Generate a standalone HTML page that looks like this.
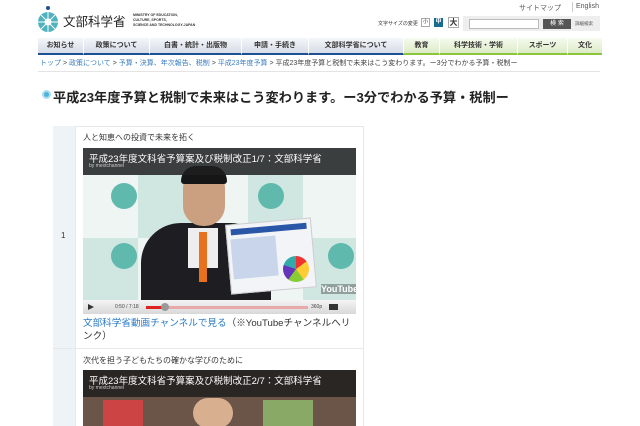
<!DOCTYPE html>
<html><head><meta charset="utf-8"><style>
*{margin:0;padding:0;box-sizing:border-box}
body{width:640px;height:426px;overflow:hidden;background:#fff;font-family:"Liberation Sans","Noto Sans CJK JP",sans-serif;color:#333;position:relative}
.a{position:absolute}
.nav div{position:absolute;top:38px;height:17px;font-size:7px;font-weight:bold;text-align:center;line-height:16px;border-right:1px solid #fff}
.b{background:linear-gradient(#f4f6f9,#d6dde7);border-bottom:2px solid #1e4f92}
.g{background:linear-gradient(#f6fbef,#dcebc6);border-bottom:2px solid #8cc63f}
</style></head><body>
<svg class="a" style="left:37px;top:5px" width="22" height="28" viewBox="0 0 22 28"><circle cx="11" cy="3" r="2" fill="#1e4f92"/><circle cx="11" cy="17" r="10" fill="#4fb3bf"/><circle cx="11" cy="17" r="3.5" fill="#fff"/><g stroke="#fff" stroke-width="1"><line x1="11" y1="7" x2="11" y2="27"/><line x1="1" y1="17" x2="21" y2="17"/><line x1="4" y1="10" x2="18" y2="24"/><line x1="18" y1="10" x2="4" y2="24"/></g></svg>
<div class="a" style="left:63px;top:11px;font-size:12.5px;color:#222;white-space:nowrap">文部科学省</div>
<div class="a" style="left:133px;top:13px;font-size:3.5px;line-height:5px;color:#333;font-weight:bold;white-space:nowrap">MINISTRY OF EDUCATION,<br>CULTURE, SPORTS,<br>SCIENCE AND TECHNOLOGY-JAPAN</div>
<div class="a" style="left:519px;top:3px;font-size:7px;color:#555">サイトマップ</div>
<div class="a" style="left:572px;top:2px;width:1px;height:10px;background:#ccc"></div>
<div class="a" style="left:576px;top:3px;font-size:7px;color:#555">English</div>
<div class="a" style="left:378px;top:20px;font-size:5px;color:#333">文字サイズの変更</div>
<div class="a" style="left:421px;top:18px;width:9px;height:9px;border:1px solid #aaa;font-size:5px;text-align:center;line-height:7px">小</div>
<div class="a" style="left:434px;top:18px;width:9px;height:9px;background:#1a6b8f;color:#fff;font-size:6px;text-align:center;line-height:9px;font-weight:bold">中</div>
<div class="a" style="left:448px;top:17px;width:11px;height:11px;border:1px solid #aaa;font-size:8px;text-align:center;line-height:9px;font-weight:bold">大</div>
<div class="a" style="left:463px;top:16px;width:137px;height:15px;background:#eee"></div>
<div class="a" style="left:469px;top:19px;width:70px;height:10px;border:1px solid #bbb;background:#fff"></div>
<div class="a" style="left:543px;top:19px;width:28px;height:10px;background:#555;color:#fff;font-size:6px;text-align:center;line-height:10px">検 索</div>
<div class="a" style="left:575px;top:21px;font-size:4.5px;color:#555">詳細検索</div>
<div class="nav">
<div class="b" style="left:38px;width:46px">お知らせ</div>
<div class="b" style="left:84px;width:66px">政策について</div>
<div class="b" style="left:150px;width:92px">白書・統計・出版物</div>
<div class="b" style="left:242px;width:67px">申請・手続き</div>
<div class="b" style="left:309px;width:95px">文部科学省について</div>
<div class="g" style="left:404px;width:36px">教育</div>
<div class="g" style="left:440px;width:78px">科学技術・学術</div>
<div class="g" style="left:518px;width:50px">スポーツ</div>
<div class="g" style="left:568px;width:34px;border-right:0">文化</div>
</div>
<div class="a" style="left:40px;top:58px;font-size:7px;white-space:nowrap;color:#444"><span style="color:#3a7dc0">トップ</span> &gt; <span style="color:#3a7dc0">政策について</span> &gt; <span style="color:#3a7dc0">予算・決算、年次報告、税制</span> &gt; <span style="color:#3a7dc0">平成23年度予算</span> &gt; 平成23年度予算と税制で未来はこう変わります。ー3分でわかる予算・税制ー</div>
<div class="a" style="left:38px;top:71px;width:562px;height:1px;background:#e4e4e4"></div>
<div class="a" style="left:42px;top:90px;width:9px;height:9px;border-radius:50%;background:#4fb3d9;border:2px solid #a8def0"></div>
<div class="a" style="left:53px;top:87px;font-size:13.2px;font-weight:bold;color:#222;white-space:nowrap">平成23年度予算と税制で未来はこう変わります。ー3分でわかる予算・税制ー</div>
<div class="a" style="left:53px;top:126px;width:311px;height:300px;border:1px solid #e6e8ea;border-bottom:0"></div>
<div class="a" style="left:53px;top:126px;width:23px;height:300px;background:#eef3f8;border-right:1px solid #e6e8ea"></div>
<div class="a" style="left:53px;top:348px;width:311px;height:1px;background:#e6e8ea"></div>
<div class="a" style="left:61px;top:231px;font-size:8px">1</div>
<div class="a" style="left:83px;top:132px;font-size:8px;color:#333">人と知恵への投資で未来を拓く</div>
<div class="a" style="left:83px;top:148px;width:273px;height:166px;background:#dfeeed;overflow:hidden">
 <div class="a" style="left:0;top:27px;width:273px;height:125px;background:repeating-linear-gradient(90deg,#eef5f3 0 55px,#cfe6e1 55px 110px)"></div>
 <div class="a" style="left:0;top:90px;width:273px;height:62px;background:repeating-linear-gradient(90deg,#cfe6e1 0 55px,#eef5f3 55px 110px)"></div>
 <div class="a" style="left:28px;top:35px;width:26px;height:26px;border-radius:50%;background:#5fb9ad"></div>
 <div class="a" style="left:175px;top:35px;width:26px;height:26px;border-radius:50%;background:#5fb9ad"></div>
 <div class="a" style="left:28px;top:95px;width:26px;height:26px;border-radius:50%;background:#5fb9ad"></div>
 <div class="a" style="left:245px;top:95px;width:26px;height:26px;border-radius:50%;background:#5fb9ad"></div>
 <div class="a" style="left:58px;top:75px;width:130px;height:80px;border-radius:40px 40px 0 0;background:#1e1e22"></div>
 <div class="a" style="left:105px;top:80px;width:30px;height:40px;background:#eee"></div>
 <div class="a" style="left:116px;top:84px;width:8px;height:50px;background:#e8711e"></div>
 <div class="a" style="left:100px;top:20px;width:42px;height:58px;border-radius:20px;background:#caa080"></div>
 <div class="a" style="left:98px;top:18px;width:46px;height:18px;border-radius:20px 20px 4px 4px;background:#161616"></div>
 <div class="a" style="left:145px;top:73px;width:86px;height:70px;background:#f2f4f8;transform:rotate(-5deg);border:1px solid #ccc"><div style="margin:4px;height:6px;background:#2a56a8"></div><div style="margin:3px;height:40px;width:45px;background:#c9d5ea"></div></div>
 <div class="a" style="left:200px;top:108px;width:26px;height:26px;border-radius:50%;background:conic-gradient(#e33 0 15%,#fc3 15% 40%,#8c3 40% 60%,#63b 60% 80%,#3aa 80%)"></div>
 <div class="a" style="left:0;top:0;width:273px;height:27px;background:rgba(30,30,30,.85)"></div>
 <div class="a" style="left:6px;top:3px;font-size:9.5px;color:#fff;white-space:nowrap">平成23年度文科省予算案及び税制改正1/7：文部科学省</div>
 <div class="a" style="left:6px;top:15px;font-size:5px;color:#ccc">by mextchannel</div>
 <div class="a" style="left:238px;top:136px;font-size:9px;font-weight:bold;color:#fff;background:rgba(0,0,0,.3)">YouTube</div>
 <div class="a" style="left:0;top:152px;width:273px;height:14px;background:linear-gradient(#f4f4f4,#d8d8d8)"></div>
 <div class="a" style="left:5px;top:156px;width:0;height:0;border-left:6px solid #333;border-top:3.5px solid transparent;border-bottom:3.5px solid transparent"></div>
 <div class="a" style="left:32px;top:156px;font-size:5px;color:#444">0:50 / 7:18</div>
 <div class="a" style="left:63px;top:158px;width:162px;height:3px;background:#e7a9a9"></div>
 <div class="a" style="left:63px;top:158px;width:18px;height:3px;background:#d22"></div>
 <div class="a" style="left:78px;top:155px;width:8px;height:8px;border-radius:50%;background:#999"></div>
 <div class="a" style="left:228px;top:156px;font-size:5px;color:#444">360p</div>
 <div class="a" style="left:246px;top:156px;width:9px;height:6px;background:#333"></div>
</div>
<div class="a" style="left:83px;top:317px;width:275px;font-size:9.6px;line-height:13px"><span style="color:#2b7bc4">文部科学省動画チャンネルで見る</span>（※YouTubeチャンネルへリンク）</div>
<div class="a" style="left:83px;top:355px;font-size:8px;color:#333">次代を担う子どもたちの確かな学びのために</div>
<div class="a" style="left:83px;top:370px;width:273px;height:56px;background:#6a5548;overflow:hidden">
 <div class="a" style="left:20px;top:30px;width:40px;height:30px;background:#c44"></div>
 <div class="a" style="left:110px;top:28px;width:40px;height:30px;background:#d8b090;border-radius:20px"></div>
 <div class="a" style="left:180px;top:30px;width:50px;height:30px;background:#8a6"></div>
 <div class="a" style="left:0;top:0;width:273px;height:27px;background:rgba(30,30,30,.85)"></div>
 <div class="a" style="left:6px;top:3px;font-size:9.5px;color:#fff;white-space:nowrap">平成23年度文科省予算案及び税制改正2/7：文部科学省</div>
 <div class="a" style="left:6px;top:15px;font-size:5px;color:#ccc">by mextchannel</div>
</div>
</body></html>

····················

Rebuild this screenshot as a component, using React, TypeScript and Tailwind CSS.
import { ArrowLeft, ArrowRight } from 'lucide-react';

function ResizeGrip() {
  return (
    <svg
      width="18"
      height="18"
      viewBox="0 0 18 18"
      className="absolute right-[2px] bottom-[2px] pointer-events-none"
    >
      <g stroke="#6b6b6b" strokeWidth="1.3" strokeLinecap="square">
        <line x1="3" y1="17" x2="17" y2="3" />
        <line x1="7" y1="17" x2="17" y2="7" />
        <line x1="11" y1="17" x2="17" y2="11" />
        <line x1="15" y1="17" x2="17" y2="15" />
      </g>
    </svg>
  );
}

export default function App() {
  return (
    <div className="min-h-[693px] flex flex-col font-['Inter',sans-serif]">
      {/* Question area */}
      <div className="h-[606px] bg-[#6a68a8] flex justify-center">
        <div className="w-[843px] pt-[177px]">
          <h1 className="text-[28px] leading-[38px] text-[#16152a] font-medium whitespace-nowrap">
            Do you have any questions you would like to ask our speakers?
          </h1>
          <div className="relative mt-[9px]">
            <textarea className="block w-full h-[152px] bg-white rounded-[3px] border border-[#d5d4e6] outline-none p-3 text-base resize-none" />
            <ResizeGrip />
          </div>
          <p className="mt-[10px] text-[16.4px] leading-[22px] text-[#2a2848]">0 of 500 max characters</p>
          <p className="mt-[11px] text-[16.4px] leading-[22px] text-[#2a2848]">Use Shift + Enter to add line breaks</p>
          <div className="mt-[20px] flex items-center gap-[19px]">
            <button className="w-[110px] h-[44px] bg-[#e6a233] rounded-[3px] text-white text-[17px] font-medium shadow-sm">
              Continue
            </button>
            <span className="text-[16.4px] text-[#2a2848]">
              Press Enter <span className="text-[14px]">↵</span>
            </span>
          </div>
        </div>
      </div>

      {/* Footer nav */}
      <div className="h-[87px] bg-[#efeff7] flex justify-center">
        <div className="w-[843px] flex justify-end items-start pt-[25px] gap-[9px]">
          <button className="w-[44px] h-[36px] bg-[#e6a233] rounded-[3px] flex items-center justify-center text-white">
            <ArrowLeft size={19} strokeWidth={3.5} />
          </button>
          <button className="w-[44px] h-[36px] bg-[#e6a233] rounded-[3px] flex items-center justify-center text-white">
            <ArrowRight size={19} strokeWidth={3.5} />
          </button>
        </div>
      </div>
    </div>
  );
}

····················

Task statement
Identify and copy lines that hold the string "this".

Task answer
Generate a standalone HTML page that looks like this.
Rebuild this screenshot as a component, using React, TypeScript and Tailwind CSS.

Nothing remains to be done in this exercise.